* Begin Entries *

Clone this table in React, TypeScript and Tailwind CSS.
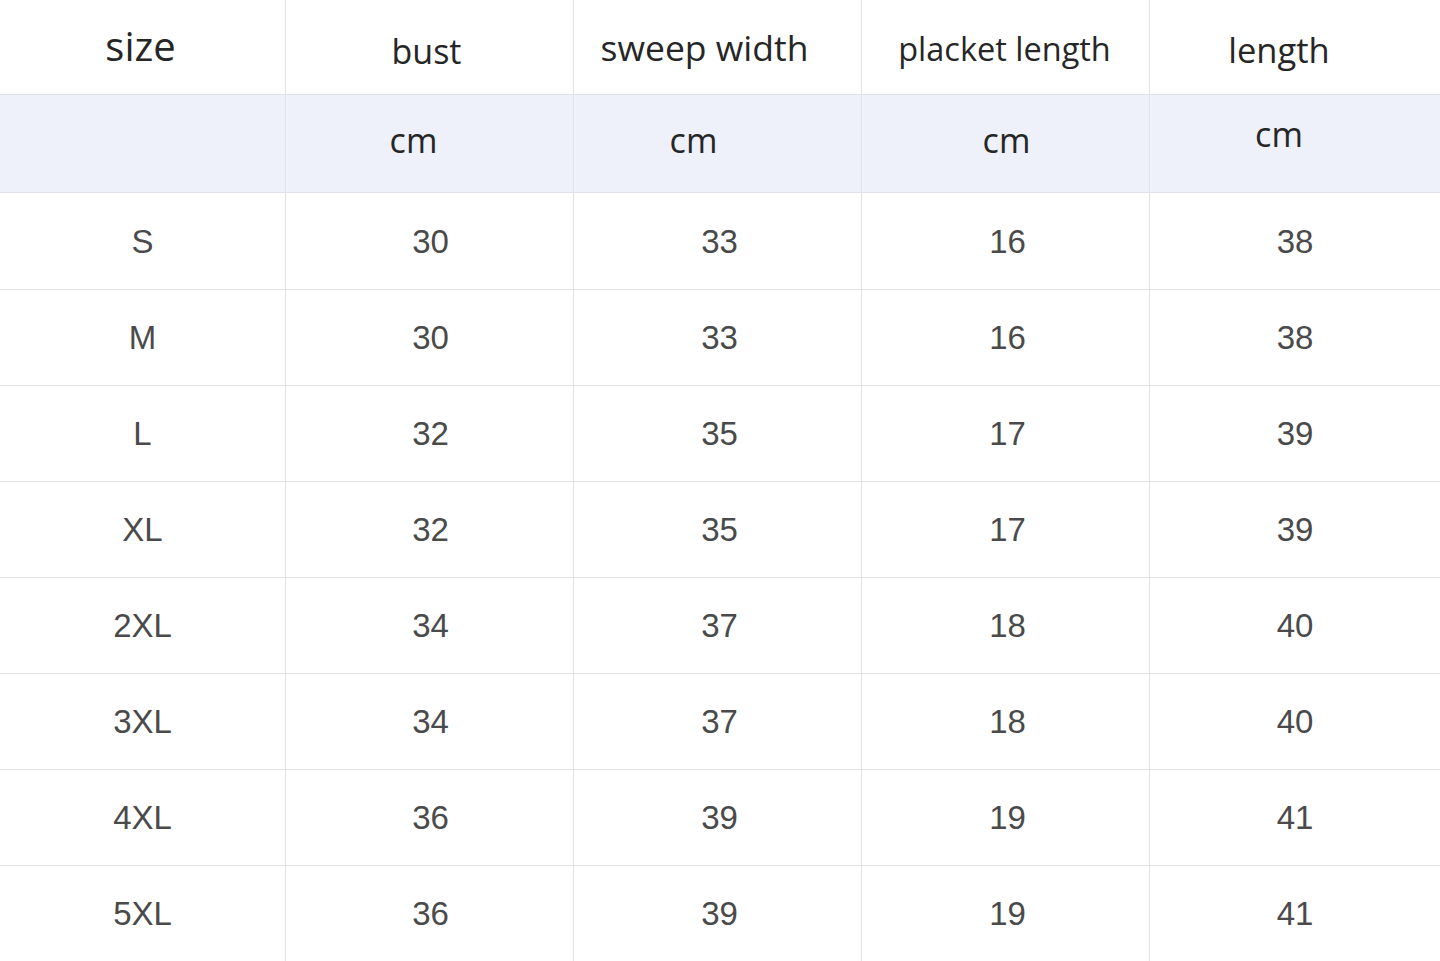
import React from "react";

const headers = [
  { t: "size", cls: "text-[40px]", dx: "pr-[4px]", dy: "pb-[2px]" },
  { t: "bust", cls: "text-[34px]", dx: "pr-[6px]", dy: "pt-[8px]" },
  { t: "sweep width", cls: "text-[35.5px]", dx: "pr-[26px]", dy: "pt-[2px]" },
  { t: "placket length", cls: "text-[32.5px]", dx: "pr-[2px]", dy: "pt-[4px]" },
  { t: "length", cls: "text-[34.5px]", dx: "pr-[32px]", dy: "pt-[6px]" },
];

const rows = [
  ["S", "30", "33", "16", "38"],
  ["M", "30", "33", "16", "38"],
  ["L", "32", "35", "17", "39"],
  ["XL", "32", "35", "17", "39"],
  ["2XL", "34", "37", "18", "40"],
  ["3XL", "34", "37", "18", "40"],
  ["4XL", "36", "39", "19", "41"],
  ["5XL", "36", "39", "19", "41"],
];

const dataOffsets = ["pr-[0px]", "pl-[2px]", "pl-[4px]", "pl-[4px]", "pl-[0px]"];
const cmOffsets = ["pb-[8px]", "pr-[32px] pb-[8px]", "pr-[48px] pb-[8px]", "pl-[2px] pb-[8px]", "pr-[32px] pb-[20px]"];

export default function App() {
  return (
    <div className="w-[1440px] h-[961px] bg-white overflow-hidden">
      <div className="grid grid-cols-[286px_288px_288px_288px_290px] grid-rows-[95px_98px_97px_96px_96px_96px_96px_96px_96px_95px] w-full h-full">
        {headers.map((h, i) => (
          <div
            key={"h" + i}
            className={`flex items-center justify-center border-b border-[#e1e3e8] ${i < 4 ? "border-r" : ""} ${h.dx} ${h.dy} bg-white`}
          >
            <span className={`${h.cls} text-[#262626] font-['Open_Sans',sans-serif] leading-none`}>{h.t}</span>
          </div>
        ))}
        {[0, 1, 2, 3, 4].map((i) => (
          <div
            key={"c" + i}
            className={`flex items-center justify-center bg-[#eef1f9] border-b border-[#dfe2e8] ${i < 4 ? "border-r border-r-[#e3e6ee]" : ""} ${cmOffsets[i]}`}
          >
            {i > 0 && (
              <span className="text-[34px] text-[#262626] font-['Open_Sans',sans-serif] leading-none">cm</span>
            )}
          </div>
        ))}
        {rows.map((r, ri) =>
          r.map((v, ci) => (
            <div
              key={ri + "-" + ci}
              className={`flex items-center justify-center ${ri < rows.length - 1 ? "border-b" : ""} border-[#e3e3e3] ${ci < 4 ? "border-r" : ""} ${dataOffsets[ci]}`}
            >
              <span className="text-[33px] text-[#4a4a4a] font-['Liberation_Sans',Arial,sans-serif] leading-none">{v}</span>
            </div>
          ))
        )}
      </div>
    </div>
  );
}
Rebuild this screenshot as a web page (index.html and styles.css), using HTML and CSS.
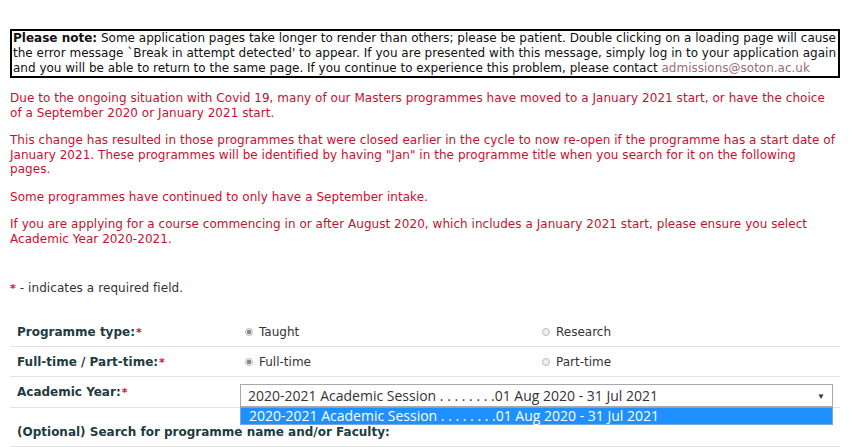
FILE: index.html
```html
<!DOCTYPE html>
<html>
<head>
<meta charset="utf-8">
<link rel="stylesheet" href="styles.css">
</head>
<body>
<div class="page">
  <div class="notice"><b>Please note:</b> Some application pages take longer to render than others; please be patient. Double clicking on a loading page will cause the error message `Break in attempt detected' to appear. If you are presented with this message, simply log in to your application again and you will be able to return to the same page. If you continue to experience this problem, please contact <span class="mail">admissions@soton.ac.uk</span></div>

  <p class="warn">Due to the ongoing situation with Covid 19, many of our Masters programmes have moved to a January 2021 start, or have the choice<br>of a September 2020 or January 2021 start.</p>
  <p class="warn">This change has resulted in those programmes that were closed earlier in the cycle to now re-open if the programme has a start date of<br>January 2021. These programmes will be identified by having "Jan" in the programme title when you search for it on the following<br>pages.</p>
  <p class="warn">Some programmes have continued to only have a September intake.</p>
  <p class="warn">If you are applying for a course commencing in or after August 2020, which includes a January 2021 start, please ensure you select Academic Year 2020-2021.</p>

  <p class="req"><span class="star">*</span> - indicates a required field.</p>

  <div class="form">
    <div class="row">
      <div class="label">Programme type:<span class="star">*</span></div>
      <div class="opt"><span class="radio on"></span>Taught</div>
      <div class="opt"><span class="radio"></span>Research</div>
    </div>
    <div class="row">
      <div class="label">Full-time / Part-time:<span class="star">*</span></div>
      <div class="opt"><span class="radio on"></span>Full-time</div>
      <div class="opt"><span class="radio"></span>Part-time</div>
    </div>
    <div class="row year">
      <div class="label">Academic Year:<span class="star">*</span></div>
      <div class="selwrap">
        <div class="select"><span>2020-2021 Academic Session . . . . . . . .01 Aug 2020 - 31 Jul 2021</span><span class="arrow">&#9660;</span></div>
        <div class="list">2020-2021 Academic Session . . . . . . . .01 Aug 2020 - 31 Jul 2021</div>
      </div>
    </div>
    <div class="row search">
      <div class="label">(Optional) Search for programme name and/or Faculty:</div>
    </div>
  </div>
</div>
</body>
</html>
```
FILE: styles.css
```css
html, body { margin: 0; padding: 0; background: #fff; }
body { font-family: "DejaVu Sans", Verdana, sans-serif; font-size: 12px; color: #222; }
.page { padding: 29px 12px 0 10px; }
.notice {
  border: 2px solid #000;
  padding: 0 2px 0 1px;
  line-height: 15px;
  text-align: justify;
  color: #111;
}
.notice b { font-weight: bold; }
.mail { color: #a26a76; }
.warn { color: #c8102e; margin: 13px 0 0; line-height: 14.5px; letter-spacing: 0.04px; }
.req { margin: 35px 0 0; line-height: 14px; color: #333; letter-spacing: 0.08px; }
.star { color: #d0103a; font-weight: bold; font-size: 11px; margin-left: 1px; }
.req .star { margin-left: 0; }
.form { margin-top: 21px; }
.row {
  display: grid;
  grid-template-columns: 230px 297px 1fr;
  border-bottom: 1px solid #e2e2e2;
  height: 29px;
  align-items: center;
}
.label { font-weight: bold; color: #1d3b42; padding-left: 7px; white-space: nowrap; }
.opt { display: flex; align-items: center; padding-left: 5px; color: #333; }
.radio {
  width: 8px; height: 8px; border-radius: 50%;
  border: 1px solid #bbb; background: #eee; margin-right: 6px; box-sizing: border-box;
}
.radio.on { background: radial-gradient(circle, #888 0 2px, #eee 2.5px); }
.row.year { height: 30px; align-items: start; }
.row.year .label { padding-top: 8px; }
.selwrap { grid-column: 2 / 4; position: relative; padding-top: 7px; padding-right: 7px; }
.select {
  height: 23px; border: 1px solid #a9a9a9; box-sizing: border-box;
  display: flex; align-items: center; justify-content: space-between;
  font-family: "Open Sans", "Liberation Sans", sans-serif; font-size: 14px; color: #333;
  padding: 0 7px 0 7px;
}
.arrow { font-size: 8px; color: #333; }
.list {
  position: absolute; left: 0; right: 7px; top: 30px;
  height: 18px; background: #1e90ff; color: #fff;
  font-family: "Open Sans", "Liberation Sans", sans-serif; font-size: 14px;
  line-height: 16px; padding-left: 8px; box-sizing: border-box;
  border: 1px solid #7aa7d8;
}
.row.search { height: 38px; align-items: end; }
.row.search .label { padding-bottom: 7px; }
```
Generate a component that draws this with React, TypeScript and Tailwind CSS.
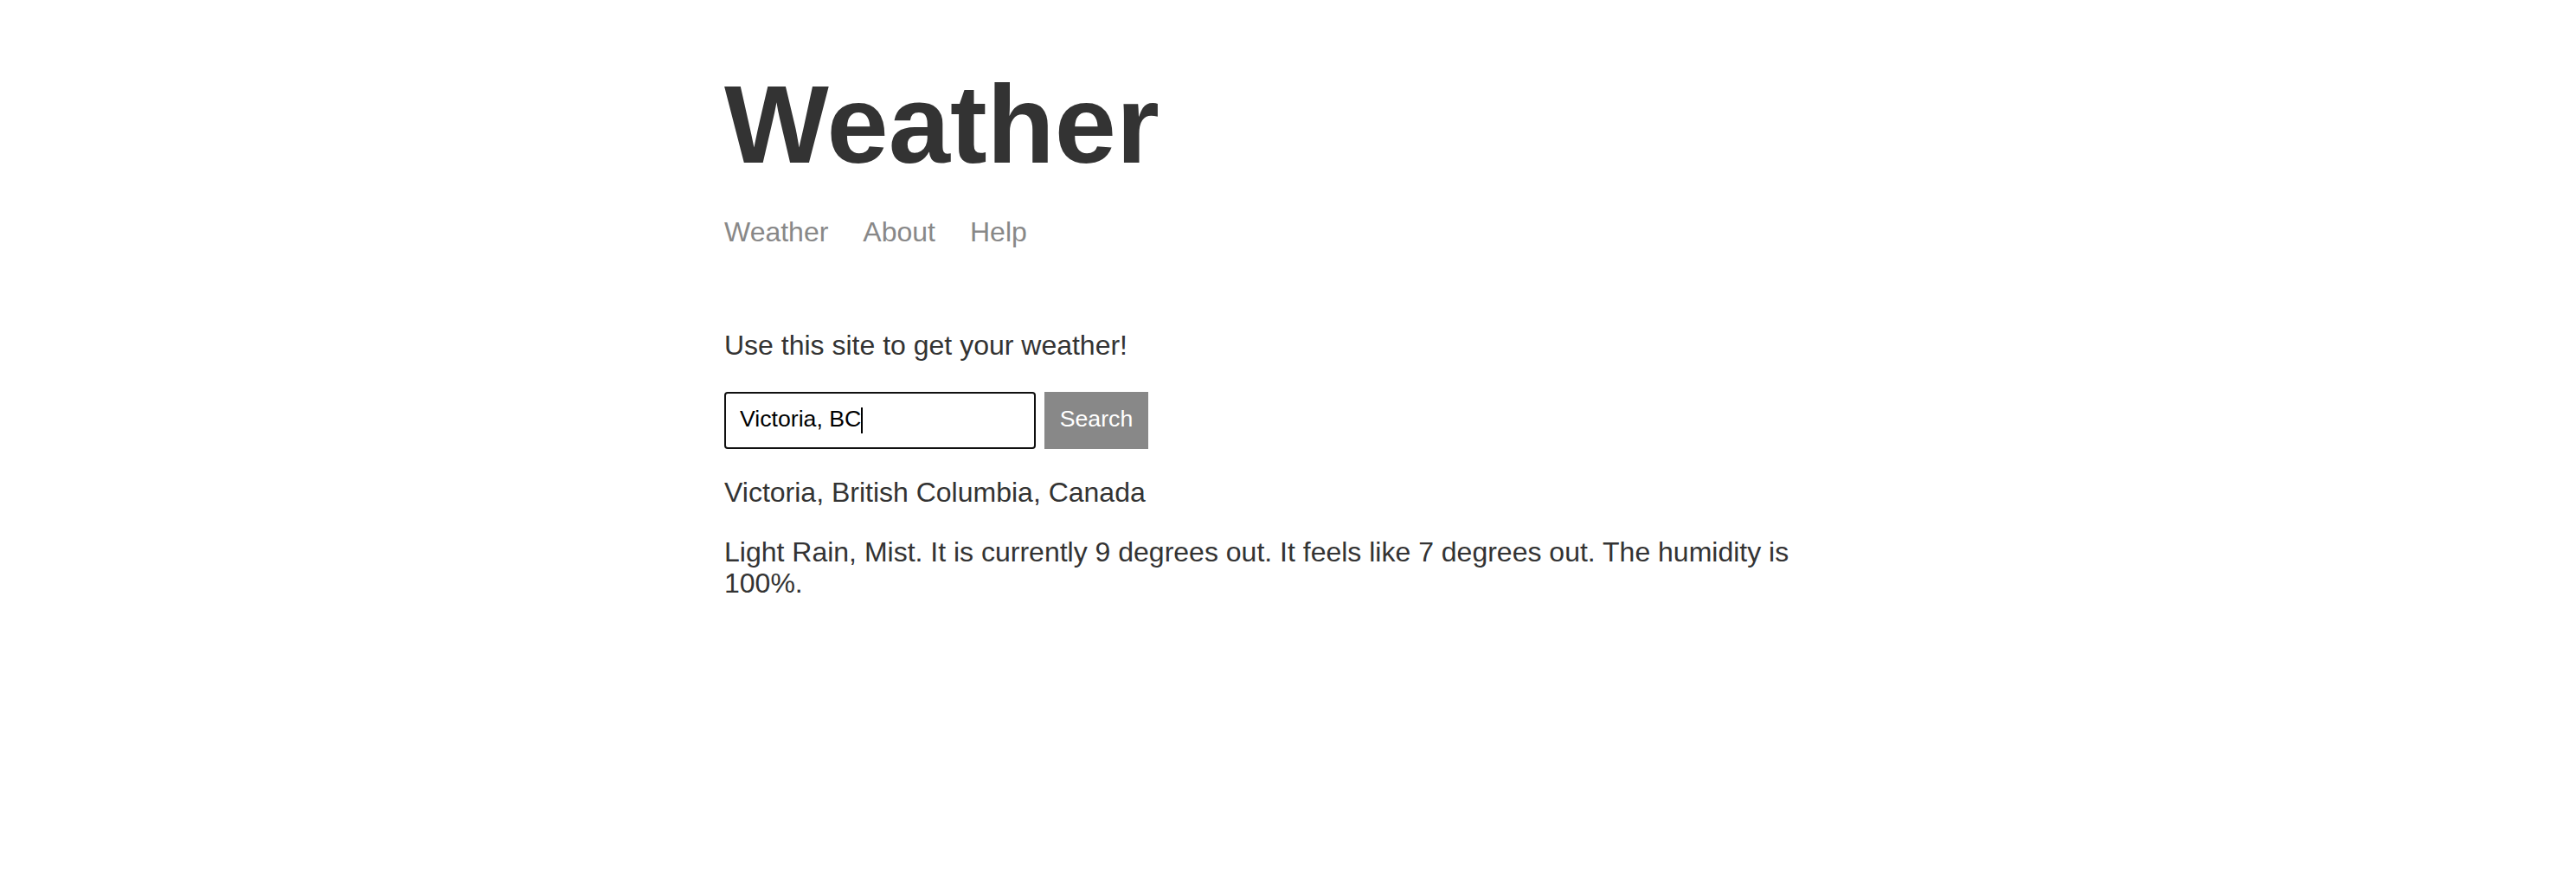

* End Entries *

■ **The exercise**: Every entry should be returned exactly as written, minus the pictures.

■ **Response**:
Clone this table in React, TypeScript and Tailwind CSS.
import React from "react";

const headers = [
  { t: "size", cls: "text-[40px]", dx: "pr-[4px]", dy: "pb-[2px]" },
  { t: "bust", cls: "text-[34px]", dx: "pr-[6px]", dy: "pt-[8px]" },
  { t: "sweep width", cls: "text-[35.5px]", dx: "pr-[26px]", dy: "pt-[2px]" },
  { t: "placket length", cls: "text-[32.5px]", dx: "pr-[2px]", dy: "pt-[4px]" },
  { t: "length", cls: "text-[34.5px]", dx: "pr-[32px]", dy: "pt-[6px]" },
];

const rows = [
  ["S", "30", "33", "16", "38"],
  ["M", "30", "33", "16", "38"],
  ["L", "32", "35", "17", "39"],
  ["XL", "32", "35", "17", "39"],
  ["2XL", "34", "37", "18", "40"],
  ["3XL", "34", "37", "18", "40"],
  ["4XL", "36", "39", "19", "41"],
  ["5XL", "36", "39", "19", "41"],
];

const dataOffsets = ["pr-[0px]", "pl-[2px]", "pl-[4px]", "pl-[4px]", "pl-[0px]"];
const cmOffsets = ["pb-[8px]", "pr-[32px] pb-[8px]", "pr-[48px] pb-[8px]", "pl-[2px] pb-[8px]", "pr-[32px] pb-[20px]"];

export default function App() {
  return (
    <div className="w-[1440px] h-[961px] bg-white overflow-hidden">
      <div className="grid grid-cols-[286px_288px_288px_288px_290px] grid-rows-[95px_98px_97px_96px_96px_96px_96px_96px_96px_95px] w-full h-full">
        {headers.map((h, i) => (
          <div
            key={"h" + i}
            className={`flex items-center justify-center border-b border-[#e1e3e8] ${i < 4 ? "border-r" : ""} ${h.dx} ${h.dy} bg-white`}
          >
            <span className={`${h.cls} text-[#262626] font-['Open_Sans',sans-serif] leading-none`}>{h.t}</span>
          </div>
        ))}
        {[0, 1, 2, 3, 4].map((i) => (
          <div
            key={"c" + i}
            className={`flex items-center justify-center bg-[#eef1f9] border-b border-[#dfe2e8] ${i < 4 ? "border-r border-r-[#e3e6ee]" : ""} ${cmOffsets[i]}`}
          >
            {i > 0 && (
              <span className="text-[34px] text-[#262626] font-['Open_Sans',sans-serif] leading-none">cm</span>
            )}
          </div>
        ))}
        {rows.map((r, ri) =>
          r.map((v, ci) => (
            <div
              key={ri + "-" + ci}
              className={`flex items-center justify-center ${ri < rows.length - 1 ? "border-b" : ""} border-[#e3e3e3] ${ci < 4 ? "border-r" : ""} ${dataOffsets[ci]}`}
            >
              <span className="text-[33px] text-[#4a4a4a] font-['Liberation_Sans',Arial,sans-serif] leading-none">{v}</span>
            </div>
          ))
        )}
      </div>
    </div>
  );
}
Rebuild this screenshot as a web page (index.html and styles.css), using HTML and CSS.
FILE: index.html
```html
<!DOCTYPE html>
<html>
<head>
<meta charset="utf-8">
<link rel="stylesheet" href="styles.css">
</head>
<body>
<div class="page">
  <div class="notice"><b>Please note:</b> Some application pages take longer to render than others; please be patient. Double clicking on a loading page will cause the error message `Break in attempt detected' to appear. If you are presented with this message, simply log in to your application again and you will be able to return to the same page. If you continue to experience this problem, please contact <span class="mail">admissions@soton.ac.uk</span></div>

  <p class="warn">Due to the ongoing situation with Covid 19, many of our Masters programmes have moved to a January 2021 start, or have the choice<br>of a September 2020 or January 2021 start.</p>
  <p class="warn">This change has resulted in those programmes that were closed earlier in the cycle to now re-open if the programme has a start date of<br>January 2021. These programmes will be identified by having "Jan" in the programme title when you search for it on the following<br>pages.</p>
  <p class="warn">Some programmes have continued to only have a September intake.</p>
  <p class="warn">If you are applying for a course commencing in or after August 2020, which includes a January 2021 start, please ensure you select Academic Year 2020-2021.</p>

  <p class="req"><span class="star">*</span> - indicates a required field.</p>

  <div class="form">
    <div class="row">
      <div class="label">Programme type:<span class="star">*</span></div>
      <div class="opt"><span class="radio on"></span>Taught</div>
      <div class="opt"><span class="radio"></span>Research</div>
    </div>
    <div class="row">
      <div class="label">Full-time / Part-time:<span class="star">*</span></div>
      <div class="opt"><span class="radio on"></span>Full-time</div>
      <div class="opt"><span class="radio"></span>Part-time</div>
    </div>
    <div class="row year">
      <div class="label">Academic Year:<span class="star">*</span></div>
      <div class="selwrap">
        <div class="select"><span>2020-2021 Academic Session . . . . . . . .01 Aug 2020 - 31 Jul 2021</span><span class="arrow">&#9660;</span></div>
        <div class="list">2020-2021 Academic Session . . . . . . . .01 Aug 2020 - 31 Jul 2021</div>
      </div>
    </div>
    <div class="row search">
      <div class="label">(Optional) Search for programme name and/or Faculty:</div>
    </div>
  </div>
</div>
</body>
</html>
```
FILE: styles.css
```css
html, body { margin: 0; padding: 0; background: #fff; }
body { font-family: "DejaVu Sans", Verdana, sans-serif; font-size: 12px; color: #222; }
.page { padding: 29px 12px 0 10px; }
.notice {
  border: 2px solid #000;
  padding: 0 2px 0 1px;
  line-height: 15px;
  text-align: justify;
  color: #111;
}
.notice b { font-weight: bold; }
.mail { color: #a26a76; }
.warn { color: #c8102e; margin: 13px 0 0; line-height: 14.5px; letter-spacing: 0.04px; }
.req { margin: 35px 0 0; line-height: 14px; color: #333; letter-spacing: 0.08px; }
.star { color: #d0103a; font-weight: bold; font-size: 11px; margin-left: 1px; }
.req .star { margin-left: 0; }
.form { margin-top: 21px; }
.row {
  display: grid;
  grid-template-columns: 230px 297px 1fr;
  border-bottom: 1px solid #e2e2e2;
  height: 29px;
  align-items: center;
}
.label { font-weight: bold; color: #1d3b42; padding-left: 7px; white-space: nowrap; }
.opt { display: flex; align-items: center; padding-left: 5px; color: #333; }
.radio {
  width: 8px; height: 8px; border-radius: 50%;
  border: 1px solid #bbb; background: #eee; margin-right: 6px; box-sizing: border-box;
}
.radio.on { background: radial-gradient(circle, #888 0 2px, #eee 2.5px); }
.row.year { height: 30px; align-items: start; }
.row.year .label { padding-top: 8px; }
.selwrap { grid-column: 2 / 4; position: relative; padding-top: 7px; padding-right: 7px; }
.select {
  height: 23px; border: 1px solid #a9a9a9; box-sizing: border-box;
  display: flex; align-items: center; justify-content: space-between;
  font-family: "Open Sans", "Liberation Sans", sans-serif; font-size: 14px; color: #333;
  padding: 0 7px 0 7px;
}
.arrow { font-size: 8px; color: #333; }
.list {
  position: absolute; left: 0; right: 7px; top: 30px;
  height: 18px; background: #1e90ff; color: #fff;
  font-family: "Open Sans", "Liberation Sans", sans-serif; font-size: 14px;
  line-height: 16px; padding-left: 8px; box-sizing: border-box;
  border: 1px solid #7aa7d8;
}
.row.search { height: 38px; align-items: end; }
.row.search .label { padding-bottom: 7px; }
```
Generate a component that draws this with React, TypeScript and Tailwind CSS.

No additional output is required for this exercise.